OBJECTIVE → Reproduce each of the lines word for word.

SOURCE DATA →
>> start
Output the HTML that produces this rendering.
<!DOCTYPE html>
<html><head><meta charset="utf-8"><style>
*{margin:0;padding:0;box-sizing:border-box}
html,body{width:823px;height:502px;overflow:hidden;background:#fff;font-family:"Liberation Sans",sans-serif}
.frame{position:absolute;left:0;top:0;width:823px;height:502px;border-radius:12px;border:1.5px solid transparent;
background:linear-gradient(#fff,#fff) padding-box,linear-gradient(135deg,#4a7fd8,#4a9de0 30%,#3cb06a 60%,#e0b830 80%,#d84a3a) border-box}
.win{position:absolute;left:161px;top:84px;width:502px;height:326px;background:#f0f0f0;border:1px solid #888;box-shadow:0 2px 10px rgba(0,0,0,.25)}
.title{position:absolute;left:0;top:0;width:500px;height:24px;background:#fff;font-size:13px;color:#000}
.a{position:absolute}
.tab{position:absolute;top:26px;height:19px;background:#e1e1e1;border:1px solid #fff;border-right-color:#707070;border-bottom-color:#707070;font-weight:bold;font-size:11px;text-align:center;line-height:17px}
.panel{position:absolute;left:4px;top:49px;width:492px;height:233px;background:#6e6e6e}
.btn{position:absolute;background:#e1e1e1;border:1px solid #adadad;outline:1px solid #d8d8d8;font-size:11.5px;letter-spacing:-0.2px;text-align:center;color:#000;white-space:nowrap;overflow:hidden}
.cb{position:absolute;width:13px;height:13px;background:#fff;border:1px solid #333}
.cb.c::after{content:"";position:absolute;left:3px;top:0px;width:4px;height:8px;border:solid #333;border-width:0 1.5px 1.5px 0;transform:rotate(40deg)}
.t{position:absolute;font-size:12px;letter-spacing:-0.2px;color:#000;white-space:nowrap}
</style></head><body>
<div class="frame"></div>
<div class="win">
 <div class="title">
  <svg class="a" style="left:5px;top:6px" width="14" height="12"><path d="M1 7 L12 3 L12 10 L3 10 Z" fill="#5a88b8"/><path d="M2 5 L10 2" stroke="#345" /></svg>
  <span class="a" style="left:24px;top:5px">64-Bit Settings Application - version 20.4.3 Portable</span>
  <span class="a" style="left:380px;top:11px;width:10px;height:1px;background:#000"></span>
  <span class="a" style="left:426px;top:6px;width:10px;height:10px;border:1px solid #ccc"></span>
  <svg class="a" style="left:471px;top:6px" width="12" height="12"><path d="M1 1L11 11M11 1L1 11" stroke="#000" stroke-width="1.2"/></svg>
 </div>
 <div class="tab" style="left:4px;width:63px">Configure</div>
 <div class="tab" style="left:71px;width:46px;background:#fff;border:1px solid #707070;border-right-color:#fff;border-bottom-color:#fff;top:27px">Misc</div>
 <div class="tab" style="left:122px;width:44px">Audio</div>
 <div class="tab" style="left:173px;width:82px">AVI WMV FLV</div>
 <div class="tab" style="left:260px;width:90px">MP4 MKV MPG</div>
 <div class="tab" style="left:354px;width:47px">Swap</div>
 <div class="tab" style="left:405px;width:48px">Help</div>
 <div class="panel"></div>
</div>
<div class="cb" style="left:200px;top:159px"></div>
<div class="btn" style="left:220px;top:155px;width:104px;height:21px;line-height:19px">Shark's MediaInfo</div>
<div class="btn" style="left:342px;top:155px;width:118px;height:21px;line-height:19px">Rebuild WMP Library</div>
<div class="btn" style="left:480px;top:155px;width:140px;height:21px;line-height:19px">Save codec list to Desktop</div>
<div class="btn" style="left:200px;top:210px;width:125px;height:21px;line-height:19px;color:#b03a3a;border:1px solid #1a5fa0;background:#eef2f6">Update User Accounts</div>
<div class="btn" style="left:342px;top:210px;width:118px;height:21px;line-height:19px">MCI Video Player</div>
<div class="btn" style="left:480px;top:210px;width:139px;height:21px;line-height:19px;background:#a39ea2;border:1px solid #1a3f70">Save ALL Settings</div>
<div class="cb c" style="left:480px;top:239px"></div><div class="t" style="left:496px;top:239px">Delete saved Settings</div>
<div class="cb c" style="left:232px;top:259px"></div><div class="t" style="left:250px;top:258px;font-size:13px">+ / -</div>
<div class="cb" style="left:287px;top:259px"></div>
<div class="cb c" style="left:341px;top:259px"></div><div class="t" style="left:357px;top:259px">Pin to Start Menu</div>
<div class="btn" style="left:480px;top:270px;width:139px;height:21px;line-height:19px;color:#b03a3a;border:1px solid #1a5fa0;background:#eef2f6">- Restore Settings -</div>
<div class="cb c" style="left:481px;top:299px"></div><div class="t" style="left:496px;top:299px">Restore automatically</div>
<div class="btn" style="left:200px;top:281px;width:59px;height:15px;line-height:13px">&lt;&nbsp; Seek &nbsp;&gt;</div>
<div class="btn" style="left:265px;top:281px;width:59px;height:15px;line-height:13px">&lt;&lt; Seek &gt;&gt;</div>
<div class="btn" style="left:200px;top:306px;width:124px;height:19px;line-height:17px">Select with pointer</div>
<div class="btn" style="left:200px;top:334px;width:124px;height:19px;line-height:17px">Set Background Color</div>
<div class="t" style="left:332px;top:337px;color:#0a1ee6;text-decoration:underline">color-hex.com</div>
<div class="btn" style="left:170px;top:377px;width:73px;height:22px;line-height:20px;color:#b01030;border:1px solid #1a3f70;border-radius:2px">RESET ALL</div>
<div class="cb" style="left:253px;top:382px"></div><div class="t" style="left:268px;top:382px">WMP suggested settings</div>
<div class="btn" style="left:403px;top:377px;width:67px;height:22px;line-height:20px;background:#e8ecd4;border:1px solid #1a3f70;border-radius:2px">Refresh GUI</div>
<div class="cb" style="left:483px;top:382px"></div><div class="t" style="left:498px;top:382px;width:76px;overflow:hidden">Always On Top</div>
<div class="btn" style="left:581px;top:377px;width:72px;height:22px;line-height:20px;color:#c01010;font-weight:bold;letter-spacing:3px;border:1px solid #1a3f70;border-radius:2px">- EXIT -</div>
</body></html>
>> end
RESPONSE TO THIS TASK →
Output the HTML that produces this rendering.
<!DOCTYPE html>
<html><head><meta charset="utf-8"><style>
*{margin:0;padding:0;box-sizing:border-box}
html,body{width:823px;height:502px;overflow:hidden;background:#fff;font-family:"Liberation Sans",sans-serif}
.frame{position:absolute;left:0;top:0;width:823px;height:502px;border-radius:12px;border:1.5px solid transparent;
background:linear-gradient(#fff,#fff) padding-box,linear-gradient(135deg,#4a7fd8,#4a9de0 30%,#3cb06a 60%,#e0b830 80%,#d84a3a) border-box}
.win{position:absolute;left:161px;top:84px;width:502px;height:326px;background:#f0f0f0;border:1px solid #888;box-shadow:0 2px 10px rgba(0,0,0,.25)}
.title{position:absolute;left:0;top:0;width:500px;height:24px;background:#fff;font-size:13px;color:#000}
.a{position:absolute}
.tab{position:absolute;top:26px;height:19px;background:#e1e1e1;border:1px solid #fff;border-right-color:#707070;border-bottom-color:#707070;font-weight:bold;font-size:11px;text-align:center;line-height:17px}
.panel{position:absolute;left:4px;top:49px;width:492px;height:233px;background:#6e6e6e}
.btn{position:absolute;background:#e1e1e1;border:1px solid #adadad;outline:1px solid #d8d8d8;font-size:11.5px;letter-spacing:-0.2px;text-align:center;color:#000;white-space:nowrap;overflow:hidden}
.cb{position:absolute;width:13px;height:13px;background:#fff;border:1px solid #333}
.cb.c::after{content:"";position:absolute;left:3px;top:0px;width:4px;height:8px;border:solid #333;border-width:0 1.5px 1.5px 0;transform:rotate(40deg)}
.t{position:absolute;font-size:12px;letter-spacing:-0.2px;color:#000;white-space:nowrap}
</style></head><body>
<div class="frame"></div>
<div class="win">
 <div class="title">
  <svg class="a" style="left:5px;top:6px" width="14" height="12"><path d="M1 7 L12 3 L12 10 L3 10 Z" fill="#5a88b8"/><path d="M2 5 L10 2" stroke="#345" /></svg>
  <span class="a" style="left:24px;top:5px">64-Bit Settings Application - version 20.4.3 Portable</span>
  <span class="a" style="left:380px;top:11px;width:10px;height:1px;background:#000"></span>
  <span class="a" style="left:426px;top:6px;width:10px;height:10px;border:1px solid #ccc"></span>
  <svg class="a" style="left:471px;top:6px" width="12" height="12"><path d="M1 1L11 11M11 1L1 11" stroke="#000" stroke-width="1.2"/></svg>
 </div>
 <div class="tab" style="left:4px;width:63px">Configure</div>
 <div class="tab" style="left:71px;width:46px;background:#fff;border:1px solid #707070;border-right-color:#fff;border-bottom-color:#fff;top:27px">Misc</div>
 <div class="tab" style="left:122px;width:44px">Audio</div>
 <div class="tab" style="left:173px;width:82px">AVI WMV FLV</div>
 <div class="tab" style="left:260px;width:90px">MP4 MKV MPG</div>
 <div class="tab" style="left:354px;width:47px">Swap</div>
 <div class="tab" style="left:405px;width:48px">Help</div>
 <div class="panel"></div>
</div>
<div class="cb" style="left:200px;top:159px"></div>
<div class="btn" style="left:220px;top:155px;width:104px;height:21px;line-height:19px">Shark's MediaInfo</div>
<div class="btn" style="left:342px;top:155px;width:118px;height:21px;line-height:19px">Rebuild WMP Library</div>
<div class="btn" style="left:480px;top:155px;width:140px;height:21px;line-height:19px">Save codec list to Desktop</div>
<div class="btn" style="left:200px;top:210px;width:125px;height:21px;line-height:19px;color:#b03a3a;border:1px solid #1a5fa0;background:#eef2f6">Update User Accounts</div>
<div class="btn" style="left:342px;top:210px;width:118px;height:21px;line-height:19px">MCI Video Player</div>
<div class="btn" style="left:480px;top:210px;width:139px;height:21px;line-height:19px;background:#a39ea2;border:1px solid #1a3f70">Save ALL Settings</div>
<div class="cb c" style="left:480px;top:239px"></div><div class="t" style="left:496px;top:239px">Delete saved Settings</div>
<div class="cb c" style="left:232px;top:259px"></div><div class="t" style="left:250px;top:258px;font-size:13px">+ / -</div>
<div class="cb" style="left:287px;top:259px"></div>
<div class="cb c" style="left:341px;top:259px"></div><div class="t" style="left:357px;top:259px">Pin to Start Menu</div>
<div class="btn" style="left:480px;top:270px;width:139px;height:21px;line-height:19px;color:#b03a3a;border:1px solid #1a5fa0;background:#eef2f6">- Restore Settings -</div>
<div class="cb c" style="left:481px;top:299px"></div><div class="t" style="left:496px;top:299px">Restore automatically</div>
<div class="btn" style="left:200px;top:281px;width:59px;height:15px;line-height:13px">&lt;&nbsp; Seek &nbsp;&gt;</div>
<div class="btn" style="left:265px;top:281px;width:59px;height:15px;line-height:13px">&lt;&lt; Seek &gt;&gt;</div>
<div class="btn" style="left:200px;top:306px;width:124px;height:19px;line-height:17px">Select with pointer</div>
<div class="btn" style="left:200px;top:334px;width:124px;height:19px;line-height:17px">Set Background Color</div>
<div class="t" style="left:332px;top:337px;color:#0a1ee6;text-decoration:underline">color-hex.com</div>
<div class="btn" style="left:170px;top:377px;width:73px;height:22px;line-height:20px;color:#b01030;border:1px solid #1a3f70;border-radius:2px">RESET ALL</div>
<div class="cb" style="left:253px;top:382px"></div><div class="t" style="left:268px;top:382px">WMP suggested settings</div>
<div class="btn" style="left:403px;top:377px;width:67px;height:22px;line-height:20px;background:#e8ecd4;border:1px solid #1a3f70;border-radius:2px">Refresh GUI</div>
<div class="cb" style="left:483px;top:382px"></div><div class="t" style="left:498px;top:382px;width:76px;overflow:hidden">Always On Top</div>
<div class="btn" style="left:581px;top:377px;width:72px;height:22px;line-height:20px;color:#c01010;font-weight:bold;letter-spacing:3px;border:1px solid #1a3f70;border-radius:2px">- EXIT -</div>
</body></html>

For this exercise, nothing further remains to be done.